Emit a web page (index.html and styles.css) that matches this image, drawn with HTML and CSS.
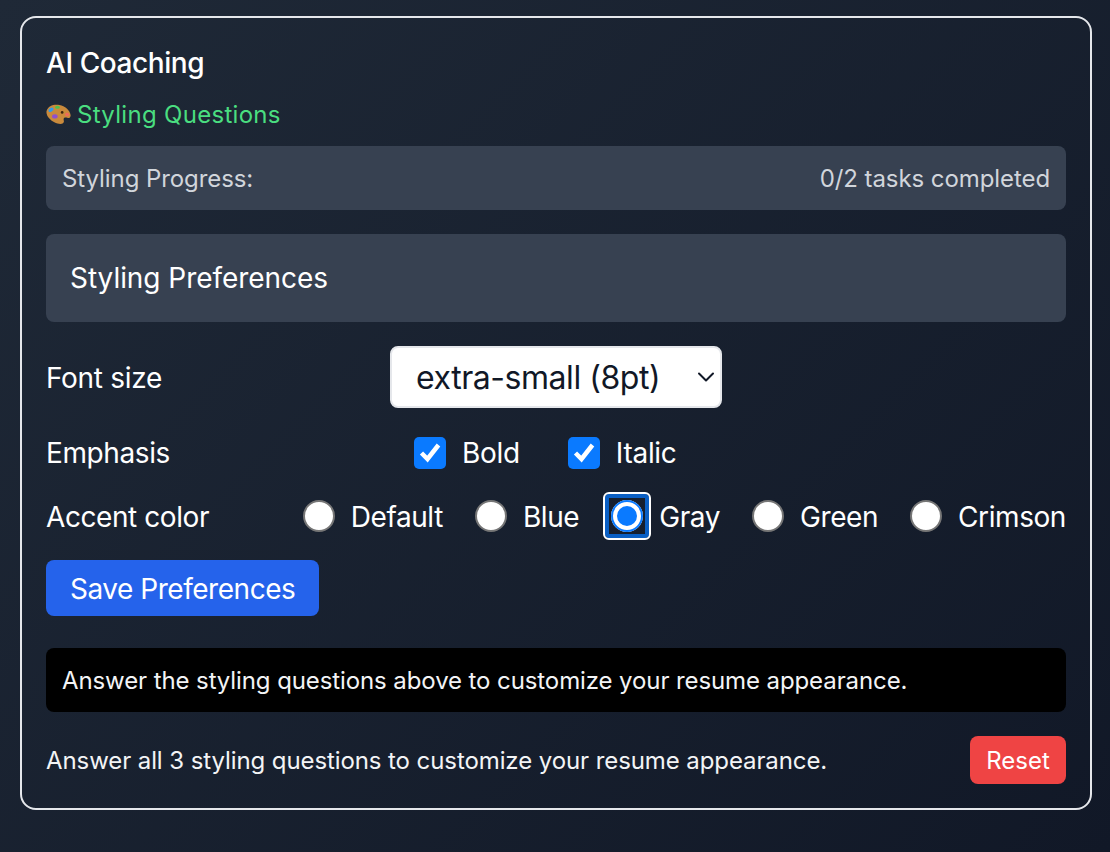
FILE: index.html
```html
<!DOCTYPE html>
<html lang="en">
<head>
<meta charset="utf-8">
<title>AI Coaching</title>
<link rel="stylesheet" href="styles.css">
</head>
<body>
<main class="card">
  <h1 class="title">AI Coaching</h1>
  <h2 class="section">
    <svg class="palette" viewBox="0 0 24 24" aria-hidden="true">
      <path fill="#c98a3c" d="M.6 8.500C2 3.500 8 1.800 13 2.900c5 1.100 10 4.900 10.600 9.500.3 2.300-1.500 3.400-3.100 2.800-1.800-.7-3.600-.6-3.600 1.300 0 1.500 1 2.700-.6 3.900-1.800 1.300-5.300.5-8.300-1C4.500 18 -.6 13 .6 8.500z"/>
      <ellipse fill="#2f9be8" cx="4.800" cy="7.500" rx="2.700" ry="1.700" transform="rotate(-35 4.800 7.500)"/>
      <ellipse fill="#4fc04a" cx="11" cy="5" rx="2.400" ry="1.500"/>
      <ellipse fill="#8f4fd0" cx="8.500" cy="13.800" rx="2.700" ry="2"/>
      <ellipse fill="#ef6a5a" cx="20.300" cy="12" rx="2" ry="1.600"/>
      <circle fill="#3a2412" cx="15.500" cy="10" r="1.300"/>
    </svg>
    Styling Questions
  </h2>
  <div class="progress">
    <span>Styling Progress:</span>
    <span>0/2 tasks completed</span>
  </div>
  <div class="prefs-head">Styling Preferences</div>
  <div class="row row-select">
    <label class="row-label" for="font-size">Font size</label>
    <div class="select-wrap">
      <select id="font-size" class="select">
        <option>extra-small (8pt)</option>
      </select>
      <svg class="chevron" viewBox="0 0 18 10" aria-hidden="true"><path d="M2 1.500l7 7 7-7" fill="none" stroke="#111827" stroke-width="2" stroke-linecap="round" stroke-linejoin="round"/></svg>
    </div>
  </div>
  <div class="row row-check">
    <span class="row-label">Emphasis</span>
    <div class="checks">
      <label class="check-item"><span class="checkbox"><svg viewBox="0 0 32 32" aria-hidden="true"><path d="M7.500 16l6 6L24.500 8" fill="none" stroke="#fff" stroke-width="4.500"/></svg></span>Bold</label>
      <label class="check-item"><span class="checkbox"><svg viewBox="0 0 32 32" aria-hidden="true"><path d="M7.500 16l6 6L24.500 8" fill="none" stroke="#fff" stroke-width="4.500"/></svg></span>Italic</label>
    </div>
  </div>
  <div class="row row-radio">
    <span class="row-label">Accent color</span>
    <div class="radios">
      <label class="radio-item"><span class="radio"></span>Default</label>
      <label class="radio-item"><span class="radio"></span>Blue</label>
      <label class="radio-item"><span class="radio radio-on"></span>Gray</label>
      <label class="radio-item"><span class="radio"></span>Green</label>
      <label class="radio-item"><span class="radio"></span>Crimson</label>
    </div>
  </div>
  <button class="save" type="button">Save Preferences</button>
  <div class="notice">Answer the styling questions above to customize your resume appearance.</div>
  <div class="footer">
    <span>Answer all 3 styling questions to customize your resume appearance.</span>
    <button class="reset" type="button">Reset</button>
  </div>
</main>
</body>
</html>
```
FILE: styles.css
```css
* { box-sizing: border-box; }
html, body { height: 100%; }
body {
  margin: 0;
  padding: 16px 18px 0 20px;
  background: linear-gradient(135deg, #1f2937, #111827);
  color: #fff;
  font-family: Inter, "Liberation Sans", sans-serif;
}
.card {
  height: 794px;
  border: 2px solid #e5e7eb;
  border-radius: 16px;
  padding: 24px;
  display: flex;
  flex-direction: column;
}
.title {
  margin: 0;
  padding-top: 1px;
  font-size: 28px;
  line-height: 40px;
  font-weight: 500;
  letter-spacing: -0.42px;
}
.section {
  margin: 15px 0 0;
  padding-top: 1px;
  display: flex;
  align-items: center;
  gap: 6px;
  font-size: 24px;
  line-height: 32px;
  font-weight: 400;
  letter-spacing: 0.3px;
  color: #4ade80;
}
.palette { width: 25px; height: 25px; flex: none; margin-top: -1px; }
.progress {
  margin-top: 15px;
  height: 64px;
  padding: 2px 16px 0;
  display: flex;
  align-items: center;
  justify-content: space-between;
  background: #374151;
  border-radius: 8px;
  color: #d1d5db;
  font-size: 24px;
  letter-spacing: -0.08px;
}
.prefs-head {
  margin-top: 24px;
  height: 88px;
  padding: 0 24px;
  display: flex;
  align-items: center;
  background: #374151;
  border-radius: 8px;
  font-size: 28px;
  font-weight: 400;
  letter-spacing: -0.05px;
}
.row { display: flex; align-items: center; font-size: 28px; letter-spacing: -0.3px; }
.row-select { margin-top: 24px; height: 62px; }
.row-label { flex: none; }
.row-select .row-label { width: 344px; padding-top: 2px; }
.select-wrap { position: relative; width: 332px; height: 62px; }
.select {
  appearance: none;
  width: 100%;
  height: 100%;
  padding: 2px 24px 0;
  background: #fff;
  border: 2px solid #e5e7eb;
  border-radius: 8px;
  color: #111827;
  font: 400 32px Inter, "Liberation Sans", sans-serif;
  letter-spacing: -0.45px;
}
.chevron { position: absolute; right: 7px; top: 26px; width: 18px; height: 10px; pointer-events: none; }
.row-check { margin-top: 13px; height: 64px; }
.row-check .row-label { width: 368px; letter-spacing: -0.4px; }
.checks { display: flex; gap: 48px; }
.check-item { display: flex; align-items: center; gap: 16px; }
.checkbox { width: 32px; height: 32px; border-radius: 5px; background: #0a7aff; display: block; }
.checkbox svg { display: block; width: 32px; height: 32px; }
.row-radio { margin-top: 0; height: 64px; justify-content: space-between; letter-spacing: -0.42px; }
.row-radio .row-label { padding-top: 2px; }
.radios { display: flex; align-items: center; gap: 32px; }
.radio-item { display: flex; align-items: center; gap: 16px; padding-top: 2px; }
.radio {
  position: relative;
  width: 32px;
  height: 32px;
  margin-top: -2px;
  display: block;
  border-radius: 50%;
  background: #fff;
  border: 2px solid #767676;
}
.radio-on {
  background: #0a7aff;
  border: 6px solid #fff;
  outline: 2px solid #0a7aff;
  outline-offset: -2px;
}
.radio-on::after {
  content: "";
  position: absolute;
  inset: -14px;
  border: 2px solid #fff;
  border-radius: 6px;
  box-shadow: inset 0 0 0 4px #0a5fc4;
}
.save {
  margin-top: 12px;
  align-self: flex-start;
  height: 56px;
  padding: 2px 24px 0;
  background: #2563eb;
  color: #fff;
  border: 0;
  border-radius: 8px;
  font: 400 28px Inter, "Liberation Sans", sans-serif;
  letter-spacing: -0.47px;
}
.notice {
  margin-top: 32px;
  height: 64px;
  padding: 0 16px;
  display: flex;
  align-items: center;
  background: #000;
  border-radius: 8px;
  font-size: 24px;
  letter-spacing: -0.1px;
  color: #f3f4f6;
}
.footer {
  margin-top: 24px;
  display: flex;
  align-items: center;
  justify-content: space-between;
  font-size: 24px;
  letter-spacing: -0.09px;
  color: #f3f4f6;
}
.reset {
  width: 96px;
  height: 48px;
  padding: 0;
  background: #ef4444;
  color: #fff;
  border: 0;
  border-radius: 8px;
  font: 400 24px Inter, "Liberation Sans", sans-serif;
}
```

Required task
Send back the data above word for word, with the pictures left out.

Problem solution
Emit a web page (index.html and styles.css) that matches this image, drawn with HTML and CSS.
FILE: index.html
```html
<!DOCTYPE html>
<html lang="en">
<head>
<meta charset="utf-8">
<title>AI Coaching</title>
<link rel="stylesheet" href="styles.css">
</head>
<body>
<main class="card">
  <h1 class="title">AI Coaching</h1>
  <h2 class="section">
    <svg class="palette" viewBox="0 0 24 24" aria-hidden="true">
      <path fill="#c98a3c" d="M.6 8.500C2 3.500 8 1.800 13 2.900c5 1.100 10 4.900 10.600 9.500.3 2.300-1.500 3.400-3.100 2.800-1.800-.7-3.600-.6-3.600 1.300 0 1.500 1 2.700-.6 3.900-1.800 1.300-5.300.5-8.300-1C4.500 18 -.6 13 .6 8.500z"/>
      <ellipse fill="#2f9be8" cx="4.800" cy="7.500" rx="2.700" ry="1.700" transform="rotate(-35 4.800 7.500)"/>
      <ellipse fill="#4fc04a" cx="11" cy="5" rx="2.400" ry="1.500"/>
      <ellipse fill="#8f4fd0" cx="8.500" cy="13.800" rx="2.700" ry="2"/>
      <ellipse fill="#ef6a5a" cx="20.300" cy="12" rx="2" ry="1.600"/>
      <circle fill="#3a2412" cx="15.500" cy="10" r="1.300"/>
    </svg>
    Styling Questions
  </h2>
  <div class="progress">
    <span>Styling Progress:</span>
    <span>0/2 tasks completed</span>
  </div>
  <div class="prefs-head">Styling Preferences</div>
  <div class="row row-select">
    <label class="row-label" for="font-size">Font size</label>
    <div class="select-wrap">
      <select id="font-size" class="select">
        <option>extra-small (8pt)</option>
      </select>
      <svg class="chevron" viewBox="0 0 18 10" aria-hidden="true"><path d="M2 1.500l7 7 7-7" fill="none" stroke="#111827" stroke-width="2" stroke-linecap="round" stroke-linejoin="round"/></svg>
    </div>
  </div>
  <div class="row row-check">
    <span class="row-label">Emphasis</span>
    <div class="checks">
      <label class="check-item"><span class="checkbox"><svg viewBox="0 0 32 32" aria-hidden="true"><path d="M7.500 16l6 6L24.500 8" fill="none" stroke="#fff" stroke-width="4.500"/></svg></span>Bold</label>
      <label class="check-item"><span class="checkbox"><svg viewBox="0 0 32 32" aria-hidden="true"><path d="M7.500 16l6 6L24.500 8" fill="none" stroke="#fff" stroke-width="4.500"/></svg></span>Italic</label>
    </div>
  </div>
  <div class="row row-radio">
    <span class="row-label">Accent color</span>
    <div class="radios">
      <label class="radio-item"><span class="radio"></span>Default</label>
      <label class="radio-item"><span class="radio"></span>Blue</label>
      <label class="radio-item"><span class="radio radio-on"></span>Gray</label>
      <label class="radio-item"><span class="radio"></span>Green</label>
      <label class="radio-item"><span class="radio"></span>Crimson</label>
    </div>
  </div>
  <button class="save" type="button">Save Preferences</button>
  <div class="notice">Answer the styling questions above to customize your resume appearance.</div>
  <div class="footer">
    <span>Answer all 3 styling questions to customize your resume appearance.</span>
    <button class="reset" type="button">Reset</button>
  </div>
</main>
</body>
</html>
```
FILE: styles.css
```css
* { box-sizing: border-box; }
html, body { height: 100%; }
body {
  margin: 0;
  padding: 16px 18px 0 20px;
  background: linear-gradient(135deg, #1f2937, #111827);
  color: #fff;
  font-family: Inter, "Liberation Sans", sans-serif;
}
.card {
  height: 794px;
  border: 2px solid #e5e7eb;
  border-radius: 16px;
  padding: 24px;
  display: flex;
  flex-direction: column;
}
.title {
  margin: 0;
  padding-top: 1px;
  font-size: 28px;
  line-height: 40px;
  font-weight: 500;
  letter-spacing: -0.42px;
}
.section {
  margin: 15px 0 0;
  padding-top: 1px;
  display: flex;
  align-items: center;
  gap: 6px;
  font-size: 24px;
  line-height: 32px;
  font-weight: 400;
  letter-spacing: 0.3px;
  color: #4ade80;
}
.palette { width: 25px; height: 25px; flex: none; margin-top: -1px; }
.progress {
  margin-top: 15px;
  height: 64px;
  padding: 2px 16px 0;
  display: flex;
  align-items: center;
  justify-content: space-between;
  background: #374151;
  border-radius: 8px;
  color: #d1d5db;
  font-size: 24px;
  letter-spacing: -0.08px;
}
.prefs-head {
  margin-top: 24px;
  height: 88px;
  padding: 0 24px;
  display: flex;
  align-items: center;
  background: #374151;
  border-radius: 8px;
  font-size: 28px;
  font-weight: 400;
  letter-spacing: -0.05px;
}
.row { display: flex; align-items: center; font-size: 28px; letter-spacing: -0.3px; }
.row-select { margin-top: 24px; height: 62px; }
.row-label { flex: none; }
.row-select .row-label { width: 344px; padding-top: 2px; }
.select-wrap { position: relative; width: 332px; height: 62px; }
.select {
  appearance: none;
  width: 100%;
  height: 100%;
  padding: 2px 24px 0;
  background: #fff;
  border: 2px solid #e5e7eb;
  border-radius: 8px;
  color: #111827;
  font: 400 32px Inter, "Liberation Sans", sans-serif;
  letter-spacing: -0.45px;
}
.chevron { position: absolute; right: 7px; top: 26px; width: 18px; height: 10px; pointer-events: none; }
.row-check { margin-top: 13px; height: 64px; }
.row-check .row-label { width: 368px; letter-spacing: -0.4px; }
.checks { display: flex; gap: 48px; }
.check-item { display: flex; align-items: center; gap: 16px; }
.checkbox { width: 32px; height: 32px; border-radius: 5px; background: #0a7aff; display: block; }
.checkbox svg { display: block; width: 32px; height: 32px; }
.row-radio { margin-top: 0; height: 64px; justify-content: space-between; letter-spacing: -0.42px; }
.row-radio .row-label { padding-top: 2px; }
.radios { display: flex; align-items: center; gap: 32px; }
.radio-item { display: flex; align-items: center; gap: 16px; padding-top: 2px; }
.radio {
  position: relative;
  width: 32px;
  height: 32px;
  margin-top: -2px;
  display: block;
  border-radius: 50%;
  background: #fff;
  border: 2px solid #767676;
}
.radio-on {
  background: #0a7aff;
  border: 6px solid #fff;
  outline: 2px solid #0a7aff;
  outline-offset: -2px;
}
.radio-on::after {
  content: "";
  position: absolute;
  inset: -14px;
  border: 2px solid #fff;
  border-radius: 6px;
  box-shadow: inset 0 0 0 4px #0a5fc4;
}
.save {
  margin-top: 12px;
  align-self: flex-start;
  height: 56px;
  padding: 2px 24px 0;
  background: #2563eb;
  color: #fff;
  border: 0;
  border-radius: 8px;
  font: 400 28px Inter, "Liberation Sans", sans-serif;
  letter-spacing: -0.47px;
}
.notice {
  margin-top: 32px;
  height: 64px;
  padding: 0 16px;
  display: flex;
  align-items: center;
  background: #000;
  border-radius: 8px;
  font-size: 24px;
  letter-spacing: -0.1px;
  color: #f3f4f6;
}
.footer {
  margin-top: 24px;
  display: flex;
  align-items: center;
  justify-content: space-between;
  font-size: 24px;
  letter-spacing: -0.09px;
  color: #f3f4f6;
}
.reset {
  width: 96px;
  height: 48px;
  padding: 0;
  background: #ef4444;
  color: #fff;
  border: 0;
  border-radius: 8px;
  font: 400 24px Inter, "Liberation Sans", sans-serif;
}
```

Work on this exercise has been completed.